Well, Lauren, (newly dyed hair, painted nails and all), proceeds to make “snow angles” only in the dirt, much to George’s consternation, who insisted she “get serious about it all”.

I think possibly the pigs had a bit of a laugh at the site of this group of 5 young backpackers from the UK on a sortie to hunt in a Ford Falcon sedan with bow and arrows and rolling in the dirt to mask their scent.

Lauren learns how to lead the miniture ponies with a slice of bread

Lauren learns how to lead the miniture ponies with a slice of bread

An awful stench

Junior the puppy made his way into the caravan annex a couple of days ago for a sleep accompanied by the most putrid smell imaginable.
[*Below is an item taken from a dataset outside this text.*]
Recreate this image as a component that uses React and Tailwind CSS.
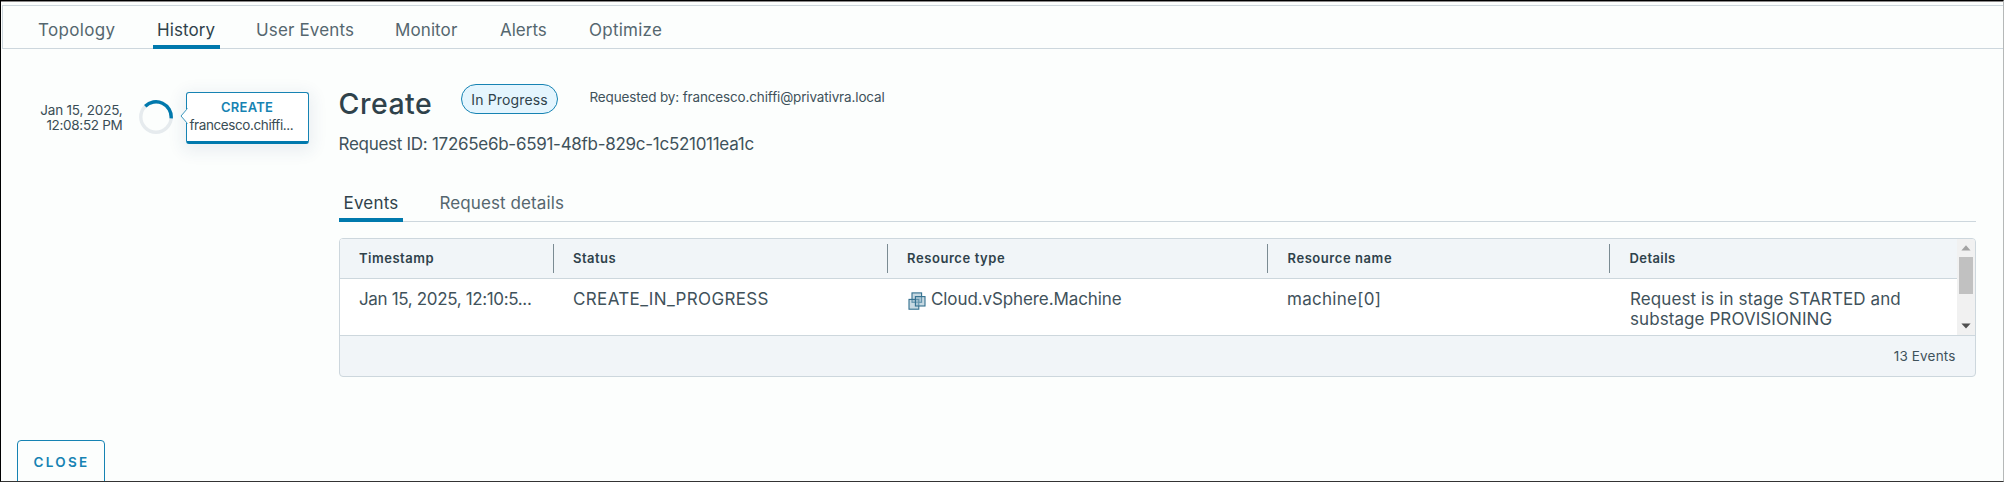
const navTabs = [
  { label: "Topology", box: "w-[77px] tracking-[0.33px]" },
  { label: "History", box: "w-[57px] tracking-[0.1px]", active: true },
  { label: "User Events", box: "w-[97px] tracking-[0.15px]" },
  { label: "Monitor", box: "w-[63px] tracking-[0.1px]" },
  { label: "Alerts", box: "w-[47px]" },
  { label: "Optimize", box: "w-[73px] tracking-[0.25px]" },
];

const columns = [
  { label: "Timestamp", tracking: "tracking-[0.52px]" },
  { label: "Status", tracking: "tracking-[0.48px]" },
  { label: "Resource type", tracking: "tracking-[0.58px]" },
  { label: "Resource name", tracking: "tracking-[0.57px]" },
  { label: "Details", tracking: "tracking-[0.42px]" },
];

function MachineIcon() {
  return (
    <svg className="mt-[3px] h-[18px] w-[18px] shrink-0" viewBox="0 0 18 18" fill="#8fb3c6" fillOpacity="0.5" stroke="#33708f" strokeWidth="1.1">
      <rect x="4" y="0.9" width="9.6" height="9.4" />
      <rect x="1" y="7.4" width="9.8" height="9.8" />
      <rect x="7.4" y="4.6" width="9.6" height="9.4" />
    </svg>
  );
}

function Spinner() {
  return (
    <svg className="h-[34px] w-[34px]" viewBox="0 0 34 34" fill="none" strokeWidth="3.4">
      <circle cx="17" cy="17" r="15.2" stroke="#e6ebee" />
      <path d="M6.25 6.25A15.2 15.2 0 0 1 32.15 18.3" stroke="#0079ad" />
    </svg>
  );
}

function TimelineItem() {
  return (
    <div className="flex h-[52px] w-[309px] items-start">
      <div className="mt-[11px] w-[121.5px] text-right text-[13.5px] leading-[15px] text-[#3a4d55]">
        <div className="tracking-[-0.2px]">Jan 15, 2025,</div>
        <div className="tracking-[-0.3px]">12:08:52 PM</div>
      </div>
      <div className="ml-[16px] mt-[8px] shrink-0">
        <Spinner />
      </div>
      <div className="relative ml-[13px] h-[52px] w-[123px] shrink-0 rounded-[3px] border border-b-[3px] border-[#1683b3] border-b-[#0079ad] bg-white pt-[5px] shadow-[0_4px_16px_4px_rgba(40,60,110,0.08)]">
        <svg className="absolute -left-[7px] top-[15px] h-[16px] w-[8px]" viewBox="0 0 8 16">
          <path d="M7.5 0.5L1 8L7.5 15.5" fill="#fff" stroke="#3a96be" />
          <path d="M7.5 1.4V14.6" stroke="#fff" strokeWidth="1.4" />
        </svg>
        <div className="pl-[34.5px] text-[13px] font-semibold leading-[18px] tracking-[0.24px] text-[#1683b3]">CREATE</div>
        <div className="pl-[3px] text-[13.5px] leading-[18px] tracking-[-0.4px] text-[#3a4d55]">francesco.chiffi...</div>
      </div>
    </div>
  );
}

function ScrollBar() {
  return (
    <div className="flex h-[96px] w-[18px] shrink-0 flex-col items-center bg-[#f1f1f1]">
      <svg className="mt-[6px] h-[6px] w-[10px]" viewBox="0 0 10 6"><path d="M5 0.3L9.6 5.6H0.4Z" fill="#a3a3a3" /></svg>
      <div className="mt-[6px] h-[37px] w-[14px] bg-[#c1c1c1]" />
      <svg className="mt-[29px] h-[6px] w-[10px]" viewBox="0 0 10 6"><path d="M5 5.6L9.6 0.4H0.4Z" fill="#505050" /></svg>
    </div>
  );
}

function EventsTable() {
  const grid = "grid grid-cols-[214px_334px_380.5px_342px_1fr]";
  return (
    <div className="h-[139px] w-[1637px] overflow-hidden rounded-[4px] border border-[#cdd7dd] bg-[#f1f5f8]">
      <div className="flex h-[97px] border-b border-[#cdd7dd]">
        <div className="flex-1 bg-white">
          <div className={`${grid} h-[40px] border-b border-[#cdd7dd] bg-[#f1f5f8] pt-[5px]`}>
            {columns.map((c, i) => (
              <div
                key={c.label}
                className={`h-[29px] pl-[19.5px] text-[13px] font-semibold leading-[29px] text-[#2f424b] ${c.tracking} ${i < 4 ? "border-r border-[#7b8b93]" : ""}`}
              >
                {c.label}
              </div>
            ))}
          </div>
          <div className={`${grid} pt-[10px] text-[17px] leading-[20px] text-[#3f525b]`}>
            <div className="pl-[19.5px] tracking-[-0.35px]">Jan 15, 2025, 12:10:5...</div>
            <div className="pl-[19.5px] tracking-[0.35px]">CREATE_IN_PROGRESS</div>
            <div className="flex pl-[20px]">
              <MachineIcon />
              <span className="pl-[5.5px] tracking-[-0.1px]">Cloud.vSphere.Machine</span>
            </div>
            <div className="pl-[19px] tracking-[0.28px]">machine[0]</div>
            <div className="pl-[20px]">
              <div className="whitespace-nowrap tracking-[0.1px]">Request is in stage STARTED and</div>
              <div className="tracking-[0.08px]">substage PROVISIONING</div>
            </div>
          </div>
        </div>
        <ScrollBar />
      </div>
      <div className="pr-[19px] text-right text-[13.5px] leading-[40px] tracking-[0.16px] text-[#3f525b]">13 Events</div>
    </div>
  );
}

export default function App() {
  return (
    <div className="flex h-[482px] w-[2004px] flex-col overflow-hidden border border-b-[#333] border-l-black border-r-[#b5b8b8] border-t-black bg-[#fcfefd] font-['Inter',sans-serif] whitespace-nowrap">
      <div className="h-[1px] shrink-0 bg-[#8a8888]" />
      <nav className="ml-[1px] mt-[3px] flex h-[44px] shrink-0 gap-[42px] border border-r-0 border-[#cdd7dd] pl-[35px]">
        {navTabs.map((t) => (
          <div
            key={t.label}
            className={`relative h-[43px] pt-[14px] text-[17px] leading-[20px] ${t.box} ${t.active ? "text-[#2f424b]" : "text-[#55676f]"}`}
          >
            {t.label}
            {t.active && <div className="absolute -left-[4px] bottom-0 h-[4px] w-[67px] bg-[#0079ad]" />}
          </div>
        ))}
      </nav>
      <main className="flex h-[391px] shrink-0 pt-[43px]">
        <TimelineItem />
        <section className="ml-[28.5px]">
          <div className="-mt-[8px] flex h-[36px]">
            <h1 className="mt-[2px] w-[122px] text-[28.5px] font-medium leading-[36px] tracking-[0.5px] text-[#2f424b]">Create</h1>
            <div className="flex h-[30px] w-[97px] justify-center rounded-full border border-[#1683b3] bg-[#e4f5fe] pl-[1px] text-[14px] leading-[29px] tracking-[0.15px] text-[#2f424b]">In Progress</div>
            <div className="ml-[32px] text-[13.5px] leading-[26px] tracking-[-0.14px] text-[#3f525b]">Requested by: francesco.chiffi@privativra.local</div>
          </div>
          <div className="mt-[14px] text-[17px] leading-[20px] tracking-[-0.28px] text-[#3f525b]">Request ID: 17265e6b-6591-48fb-829c-1c521011ea1c</div>
          <div className="mt-[33px] flex h-[35px] w-[1637px] border-b border-[#cdd7dd]">
            <div className="relative w-[101px] pl-[5px] pt-[6px] text-[17px] leading-[20px] tracking-[0.2px] text-[#2f424b]">
              Events
              <div className="absolute -bottom-[1px] left-0 h-[4px] w-[64px] bg-[#0079ad]" />
            </div>
            <div className="pt-[6px] text-[17px] leading-[20px] tracking-[0.1px] text-[#55676f]">Request details</div>
          </div>
          <div className="mt-[16px]">
            <EventsTable />
          </div>
        </section>
      </main>
      <button className="ml-[16px] h-[45px] w-[88px] shrink-0 rounded-[4px] border border-[#1683b3] pl-[1px] text-[13.5px] font-semibold tracking-[2.3px] text-[#1683b3]">
        CLOSE
      </button>
    </div>
  );
}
I made the mistake of patting him and the smell lingered on me for hours. No matter what I did I couldn’t completely remove it.

The next day we discovered the cause.

A snake had bitten one of Dave’s horses a few days earlier and Dave had to shoot the poor thing.

The job of burying it was given to young Nick from the workshop.

As the rotting corpse expanded Junior discovered this treasure trove and we found him proudly trotting around the camp with one of the horse’s legs, hoof and all!

It took two days after its removal for the stench to dissipate and a number of baths with the fire hose to get the smell out of Junior.

Junior - Very proud of his lovely new stench of dead horse and keen to sow it off to everyone

Junior – Very proud of his lovely new stench of dead horse and keen to show it off to everyone

A Full Camp

The camp is jamb packed full!

Today two couples arrive. They’re friends of Lawrie and Ingrid, who were the young Estonian couple that were here last time we were at Koramba.

Another couple, Paul and Jennifer, who left the farm a few weeks ago, are returning.

Also one of our very favourite workers is returning, Michael Duggan.

So by this week we’ll have four couples living on camp, 5 counting us, and a full camp of single men.

Back To Brisbane

We’re so excited about tomorrow!

We’ll clean the camp by 9:00am and will once again drive to Brisbane to catch up with as many friends and family as we can.